== TASK TO CARRY OUT ==
Take the records below and extract, word for word, the lines from the one containing "Reproduce this screenshot" through the final line, inclusive. Omit pictures.

== INPUT ROWS ==
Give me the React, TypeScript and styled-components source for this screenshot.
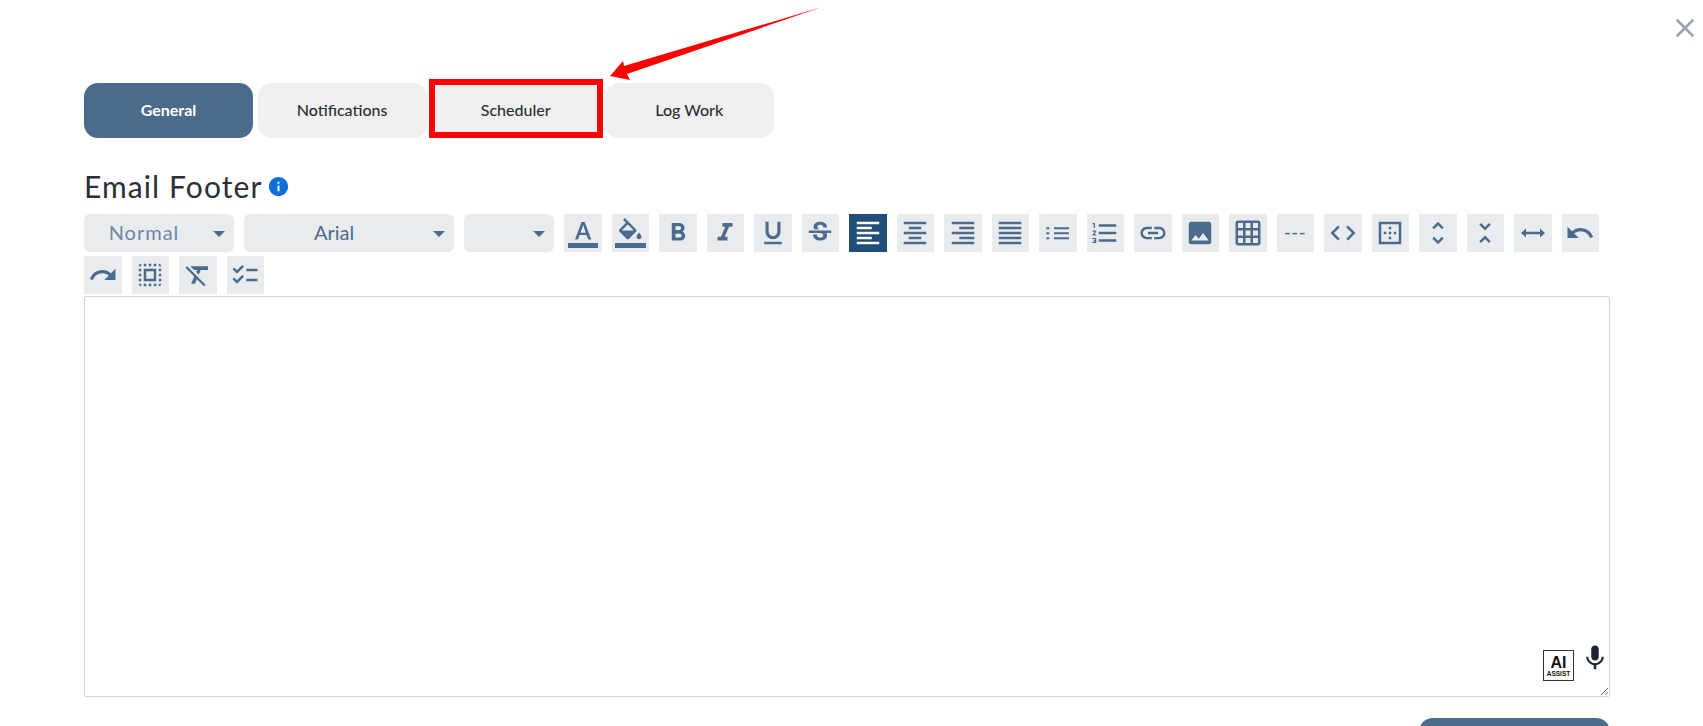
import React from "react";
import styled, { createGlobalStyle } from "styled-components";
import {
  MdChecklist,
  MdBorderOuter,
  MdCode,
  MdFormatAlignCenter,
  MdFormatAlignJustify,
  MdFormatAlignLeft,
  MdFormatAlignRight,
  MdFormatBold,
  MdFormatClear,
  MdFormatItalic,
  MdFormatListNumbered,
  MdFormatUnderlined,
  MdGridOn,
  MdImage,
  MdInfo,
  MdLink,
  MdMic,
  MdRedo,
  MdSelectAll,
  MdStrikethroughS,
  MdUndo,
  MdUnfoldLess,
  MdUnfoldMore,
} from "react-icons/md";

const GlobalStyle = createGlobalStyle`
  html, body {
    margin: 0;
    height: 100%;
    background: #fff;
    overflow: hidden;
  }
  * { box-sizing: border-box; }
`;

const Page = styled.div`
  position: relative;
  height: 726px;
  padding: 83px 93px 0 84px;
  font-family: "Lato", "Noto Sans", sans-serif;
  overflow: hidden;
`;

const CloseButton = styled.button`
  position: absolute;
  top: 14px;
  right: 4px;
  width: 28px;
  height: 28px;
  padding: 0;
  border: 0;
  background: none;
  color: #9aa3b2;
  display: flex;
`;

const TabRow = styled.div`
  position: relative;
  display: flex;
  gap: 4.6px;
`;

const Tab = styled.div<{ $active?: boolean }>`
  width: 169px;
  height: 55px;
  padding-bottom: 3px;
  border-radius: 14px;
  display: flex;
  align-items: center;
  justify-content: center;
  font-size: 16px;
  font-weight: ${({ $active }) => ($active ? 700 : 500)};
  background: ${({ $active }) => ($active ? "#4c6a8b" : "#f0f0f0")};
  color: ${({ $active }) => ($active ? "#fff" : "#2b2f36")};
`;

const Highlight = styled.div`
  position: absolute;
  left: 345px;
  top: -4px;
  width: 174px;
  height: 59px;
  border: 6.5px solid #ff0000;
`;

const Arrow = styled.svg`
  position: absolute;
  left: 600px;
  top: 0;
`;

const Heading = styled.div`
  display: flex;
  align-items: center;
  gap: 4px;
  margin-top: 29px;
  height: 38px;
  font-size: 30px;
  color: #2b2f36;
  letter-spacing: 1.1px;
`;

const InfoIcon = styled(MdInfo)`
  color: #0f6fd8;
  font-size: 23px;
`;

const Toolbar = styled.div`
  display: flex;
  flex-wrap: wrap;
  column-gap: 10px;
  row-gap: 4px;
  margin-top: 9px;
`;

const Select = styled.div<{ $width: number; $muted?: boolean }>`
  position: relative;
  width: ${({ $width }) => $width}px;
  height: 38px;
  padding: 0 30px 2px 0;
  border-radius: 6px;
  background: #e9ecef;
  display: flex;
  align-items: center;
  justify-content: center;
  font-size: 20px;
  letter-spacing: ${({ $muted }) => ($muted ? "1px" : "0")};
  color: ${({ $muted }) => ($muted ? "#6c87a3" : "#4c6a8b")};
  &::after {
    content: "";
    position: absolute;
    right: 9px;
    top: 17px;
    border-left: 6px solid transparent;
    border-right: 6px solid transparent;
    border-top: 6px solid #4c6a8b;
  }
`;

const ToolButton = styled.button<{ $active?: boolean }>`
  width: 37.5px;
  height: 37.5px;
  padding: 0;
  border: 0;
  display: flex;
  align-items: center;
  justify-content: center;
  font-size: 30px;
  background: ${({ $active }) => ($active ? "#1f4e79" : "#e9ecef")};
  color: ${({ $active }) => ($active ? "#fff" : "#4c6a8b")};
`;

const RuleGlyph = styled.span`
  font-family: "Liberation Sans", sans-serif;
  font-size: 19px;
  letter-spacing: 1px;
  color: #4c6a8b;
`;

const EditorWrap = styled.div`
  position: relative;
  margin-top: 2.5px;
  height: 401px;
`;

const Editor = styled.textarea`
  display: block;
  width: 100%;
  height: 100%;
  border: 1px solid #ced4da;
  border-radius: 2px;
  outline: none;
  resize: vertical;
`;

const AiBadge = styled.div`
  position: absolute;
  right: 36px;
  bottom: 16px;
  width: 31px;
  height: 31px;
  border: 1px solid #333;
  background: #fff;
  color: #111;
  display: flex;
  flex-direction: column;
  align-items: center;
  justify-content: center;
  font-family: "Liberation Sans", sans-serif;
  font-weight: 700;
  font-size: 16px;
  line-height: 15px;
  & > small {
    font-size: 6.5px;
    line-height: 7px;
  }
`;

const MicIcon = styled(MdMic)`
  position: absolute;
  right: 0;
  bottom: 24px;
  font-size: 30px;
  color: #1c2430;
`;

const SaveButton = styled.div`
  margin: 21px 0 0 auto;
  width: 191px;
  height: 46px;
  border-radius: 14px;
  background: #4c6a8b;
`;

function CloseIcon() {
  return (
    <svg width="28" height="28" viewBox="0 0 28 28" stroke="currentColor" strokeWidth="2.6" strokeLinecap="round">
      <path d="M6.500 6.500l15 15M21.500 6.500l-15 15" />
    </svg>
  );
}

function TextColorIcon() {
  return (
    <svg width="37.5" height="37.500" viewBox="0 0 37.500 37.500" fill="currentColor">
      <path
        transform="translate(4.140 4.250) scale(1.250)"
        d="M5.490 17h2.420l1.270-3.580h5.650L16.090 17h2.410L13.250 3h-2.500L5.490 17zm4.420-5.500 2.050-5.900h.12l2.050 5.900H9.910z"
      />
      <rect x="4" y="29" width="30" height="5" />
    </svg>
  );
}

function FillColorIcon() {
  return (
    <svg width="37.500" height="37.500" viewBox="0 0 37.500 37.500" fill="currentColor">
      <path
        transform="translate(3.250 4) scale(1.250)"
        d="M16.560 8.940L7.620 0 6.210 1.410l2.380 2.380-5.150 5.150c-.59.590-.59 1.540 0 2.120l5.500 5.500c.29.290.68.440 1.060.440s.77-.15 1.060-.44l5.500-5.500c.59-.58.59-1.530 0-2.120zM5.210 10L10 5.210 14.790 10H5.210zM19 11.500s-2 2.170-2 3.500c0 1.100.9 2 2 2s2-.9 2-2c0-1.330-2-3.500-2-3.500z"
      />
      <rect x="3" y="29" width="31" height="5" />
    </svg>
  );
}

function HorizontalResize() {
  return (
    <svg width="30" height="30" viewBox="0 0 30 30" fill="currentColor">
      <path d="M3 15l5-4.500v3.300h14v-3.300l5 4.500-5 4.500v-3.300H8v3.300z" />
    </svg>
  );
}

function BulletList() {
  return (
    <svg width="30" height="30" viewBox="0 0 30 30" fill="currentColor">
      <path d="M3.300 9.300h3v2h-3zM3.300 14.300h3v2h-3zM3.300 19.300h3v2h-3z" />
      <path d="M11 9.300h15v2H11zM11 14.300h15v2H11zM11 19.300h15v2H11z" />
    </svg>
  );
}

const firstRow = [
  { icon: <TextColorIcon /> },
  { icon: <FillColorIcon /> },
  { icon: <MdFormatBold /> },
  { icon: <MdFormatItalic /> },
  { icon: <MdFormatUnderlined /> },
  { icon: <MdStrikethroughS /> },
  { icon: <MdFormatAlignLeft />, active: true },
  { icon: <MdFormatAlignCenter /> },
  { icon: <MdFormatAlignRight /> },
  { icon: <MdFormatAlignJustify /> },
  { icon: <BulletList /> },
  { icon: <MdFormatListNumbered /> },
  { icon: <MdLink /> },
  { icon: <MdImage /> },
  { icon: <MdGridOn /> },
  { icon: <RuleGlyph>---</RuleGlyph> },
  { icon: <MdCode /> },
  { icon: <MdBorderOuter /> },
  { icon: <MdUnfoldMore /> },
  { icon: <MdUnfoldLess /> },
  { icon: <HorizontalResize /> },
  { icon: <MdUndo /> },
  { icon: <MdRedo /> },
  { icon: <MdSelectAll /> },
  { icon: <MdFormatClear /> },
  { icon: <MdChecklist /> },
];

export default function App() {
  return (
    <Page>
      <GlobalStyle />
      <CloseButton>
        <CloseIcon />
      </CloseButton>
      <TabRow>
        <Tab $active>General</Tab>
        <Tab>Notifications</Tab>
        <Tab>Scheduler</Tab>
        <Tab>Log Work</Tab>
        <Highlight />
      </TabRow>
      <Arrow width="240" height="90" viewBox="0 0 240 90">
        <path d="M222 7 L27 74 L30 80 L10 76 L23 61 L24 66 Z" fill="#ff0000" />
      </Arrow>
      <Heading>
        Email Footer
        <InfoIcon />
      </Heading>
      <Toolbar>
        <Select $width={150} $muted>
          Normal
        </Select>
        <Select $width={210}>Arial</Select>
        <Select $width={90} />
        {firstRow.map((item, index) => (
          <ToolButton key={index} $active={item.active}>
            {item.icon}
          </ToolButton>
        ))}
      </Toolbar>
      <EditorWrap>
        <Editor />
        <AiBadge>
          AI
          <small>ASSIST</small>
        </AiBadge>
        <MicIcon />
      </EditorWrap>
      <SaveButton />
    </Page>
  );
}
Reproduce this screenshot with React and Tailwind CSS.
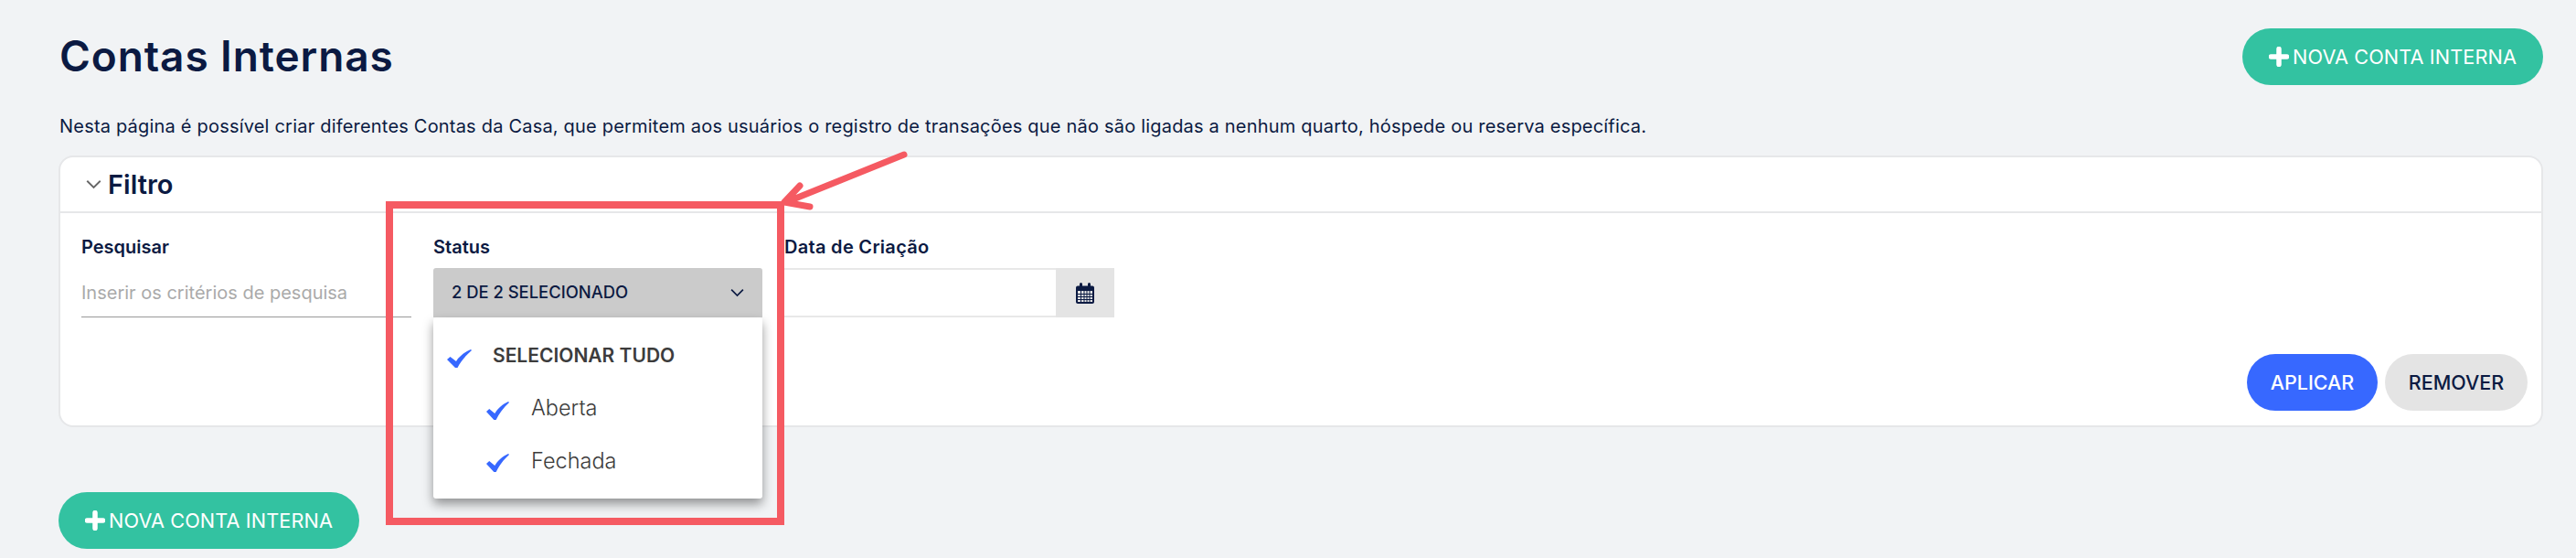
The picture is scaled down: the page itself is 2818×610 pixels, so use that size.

== THE REPLY ==
Reproduce this screenshot with React and Tailwind CSS.
The picture is scaled down: the page itself is 2818×610 pixels, so use that size.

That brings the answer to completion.